Back to the Batemans, I'm glad Jason B has resurfaced and found success on Arrested Development. That show is genius. Read a recent interview with Jason where, during the interview, he calmly told some woman who walked up and squawked "Hey, are you famous?" (who does that?) that he was Marc Jacobs. I love that. If they're going to be idiots you certainly have license to fuck with their minds. I wonder if Jason ever wakes in a cold sweat knowing that Teen Wolf Too will probably be mentioned in his obituary.

Thursday, October 13, 2005

Noah Baumbach, Eric Stoltz, Parker Posey

Have I seen the Squid & The Whale yet? No. Am I already sick of Noah Baumbach? Yes.
I was less than impressed with NB's presence on the Life Aquatic commentary track—the more I read and hear about him the more my initial impression that he is a pretentious little weasel is enforced. SIgh. Of course he's married to Jennifer Jason Leigh. How could he not be? Meanwhile, did I gasp aloud in a crowded theatre the first time I saw the Squid preview? Yes, because Anna Paquin and Jeff Daniels, having burned themselves forever into my consciousness as father & daughter as a result of Fly Away Home, lean in for a kiss. Eww... sigh.
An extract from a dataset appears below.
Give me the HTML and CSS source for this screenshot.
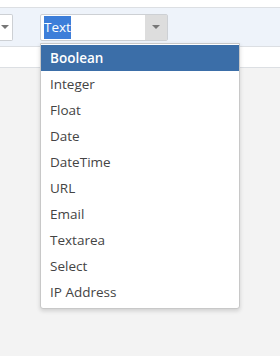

Of course I will see Squid at some point, because Laura Linney is great and because I want to see if NB is worth a damn. But the buzz is killing me. Yes, I saw Kicking & Screaming. Sadly, Eric Stoltz does not guarantee a quality indie. Josh Hamilton and Parker Posey, even... and yet still not so much. Despite the above, does NB deserve to be labelled the ruiner of Wes Anderson's brilliance? Who can say. We'll have to see if Wes gets it back next time.

Segue. What the hell happened to Eric Stoltz, anyway? Poor bastard. He's still in action, but apparently as some sort of smarmy cartoon of himself. Sheesh. And Parker Posey! Party Girl is either laughing her ass off all the way to the bank or seriously starting to slide (maybe both?). Blade III? Frankenstein? And I thought You've Got Mail was a low.